To start using embedded-elasticsearch in your project add it as a test dependency:
Gradle:
testCompile 'pl.allegro.tech:embedded-elasticsearch:1.0.0'
Maven:
<dependency>
<groupId>pl.allegro.tech</groupId>
<artifactId>embedded-elasticsearch</artifactId>
<version>1.0.0</version>
<scope>testCompile</scope>
</dependency>
Below, we show the example of a simple integration test. It’s a quite dumb spec that writes a document into Elasticsearch, and checks if it’s really been written. Note that the test is written using Spock framework and Groovy language:
package tech.allegro.blog
import pl.allegro.tech.embeddedelasticsearch.EmbeddedElastic
import spock.lang.Specification
class EmbeddedElasticExampleSpec extends Specification {
static final CLUSTER_NAME = "my_example_cluster"
static final PORT = 12913
static final ELASTIC_VERSION = "2.3.3"
def embeddedElastic = EmbeddedElastic.builder()
.withElasticVersion(ELASTIC_VERSION)
.withClusterName(CLUSTER_NAME)
.withPortNumber(PORT)
.build()
.start()
def client = embeddedElastic.createClient()
def "should write document into Elasticsearch"() {
given: "index with single user"
def usersIndex = "users"
embeddedElastic.index(usersIndex, "user", '{ "name": "Joe", "surname": "Doe" }')
when: "searching for all documents"
def result = client.prepareSearch(usersIndex).execute().actionGet()
then: "one document should be returned"
result.hits.hits.length == 1
}
}
When you run that test, you will see in logs that proper Elasticsearch archive is being downloaded and after
that test starts. Archive is downloaded to temporary directory and is not removed after tests execution.
So if you run tests again, same archive will be used to speed up whole process. But get back to our test.
The most important thing for us here is initialization of embeddedElastic
object.

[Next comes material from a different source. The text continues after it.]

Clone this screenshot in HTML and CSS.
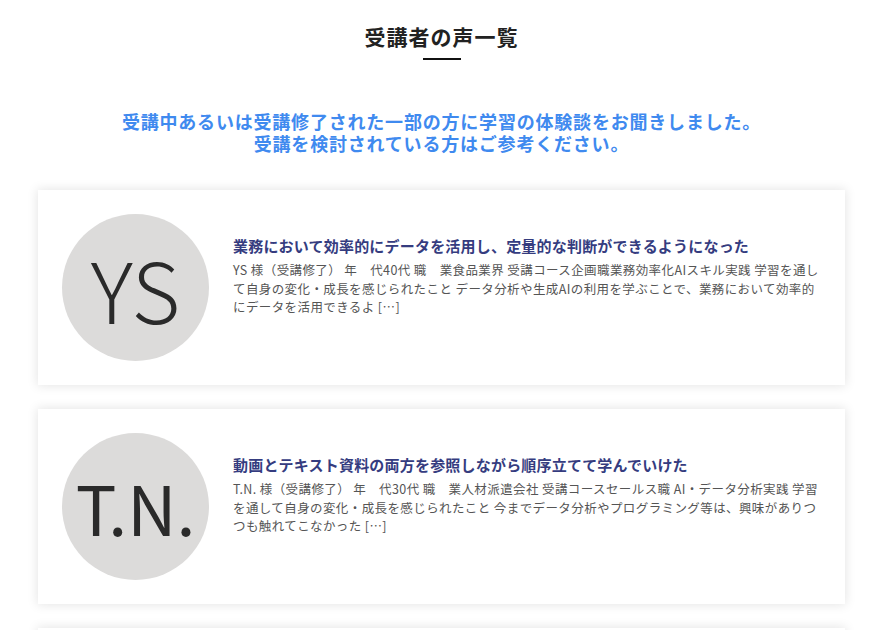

Here you describe your
desired installation: Elasticsearch version (if preferred, you can use url location of your
archive), plugins, cluster name, port number, used indices and their settings. Later on, you use that object
to operate on cluster: create/delete/recreate indices, create documents, start/stop instance and a few other
things. Here is another more sophisticated example. We have a base class for integration tests of a service
that uses four indices and an external plugin called Decoumpound:
package tech.allegro.blog
import pl.allegro.tech.embeddedelasticsearch.EmbeddedElastic
import spock.lang.Specification
class IntegrationBaseSpec extends Specification {
def CLUSTER_NAME = "elasticsearch"
def SEARCH_INDEX_NAME = "products_v2"
def SUGGESTER_PRODUCT_NAMES_INDEX_NAME = "suggester_product_names"
def SUGGESTER_PRODUCT_NAMES_INDEX_TYPE = "products"

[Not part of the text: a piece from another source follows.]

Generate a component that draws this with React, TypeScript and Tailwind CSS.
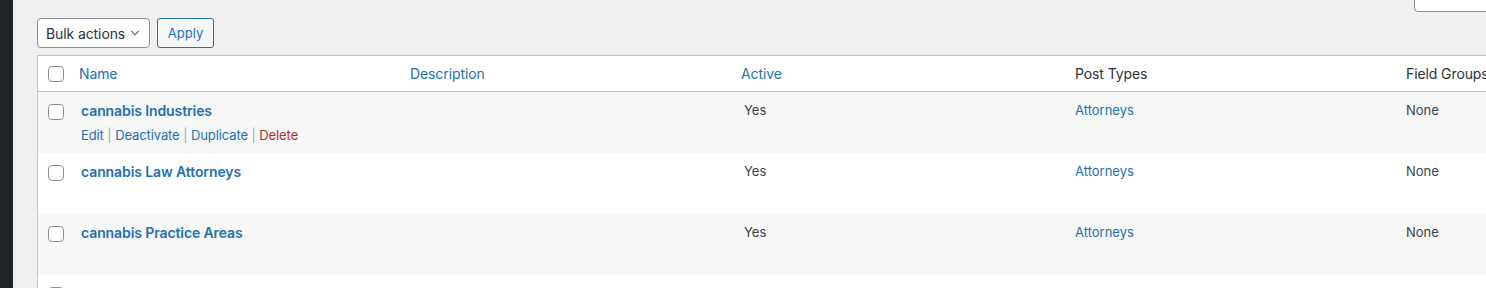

def SUGGESTER_PHRASES_INDEX_NAME = "suggester_phrases"
def SUGGESTER_PHRASES_INDEX_TYPE = "phrases"
def SUGGESTER_PHRASES_AGGS_INDEX_NAME = "suggester_phrases_aggs"
def SUGGESTER_PHRASES_AGGS_INDEX_TYPE = "phrases_aggs"
def PORT = 9300
def ELASTIC_VERSION = "2.3.3"
def DECOMPOUND_DOWNLOAD_URL = new URL("http://xbib.org/repository/org/xbib/elasticsearch/plugin/elasticsearch-analysis-decompound/${ELASTIC_VERSION}.0/elasticsearch-analysis-decompound-${ELASTIC_VERSION}.0-plugin.zip")
static def embeddedElastic = EmbeddedElastic.builder()
.withElasticVersion(ELASTIC_VERSION)
.withPlugin("decompound", DECOMPOUND_DOWNLOAD_URL)
.withClusterName(CLUSTER_NAME)
.withPortNumber(PORT)
.withIndex(SEARCH_INDEX_NAME)
.withIndex(SUGGESTER_PRODUCT_NAMES_INDEX_NAME, IndexSettings.builder()
.withSettings(getResourceAsStream("products/elastic-settings.json"))
.withType(SUGGESTER_PRODUCT_NAMES_INDEX_TYPE, getResourceAsStream("products/elastic-mapping.json"))
.build())
.withIndex(SUGGESTER_PHRASES_INDEX_NAME, IndexSettings.builder()
.withSettings(getResourceAsStream("phrases/elastic-settings.json"))
.withType(SUGGESTER_PHRASES_INDEX_TYPE, getResourceAsStream("phrases/elastic-mapping.json"))
.build())
.withIndex(SUGGESTER_PHRASES_AGGS_INDEX_NAME, IndexSettings.builder()
.withSettings(getResourceAsStream("phrases-aggs/elastic-settings.json"))
.withType(SUGGESTER_PHRASES_AGGS_INDEX_TYPE, getResourceAsStream("phrases-aggs/elastic-mapping.json"))
.build())
.build()
.start()
def cleanupSpec() {
embeddedElastic.recreateIndices()
}
}
Index definition is straightforward: you must specify index name, settings, and optionally one or more types
with their schemas. It is also advisable to recreate indices after (or before) each specification execution in order to make tests more reliable. Here, it is done in cleanupSpec()
. Note that you don’t have to bother to stop Elasticsearch after tests:
it’s done automatically in the shutdown hook.
Source code #
Source code is available under Apache licence, and can be found on GitHub. Feel free to use that tool, submit suggestions and pull requests.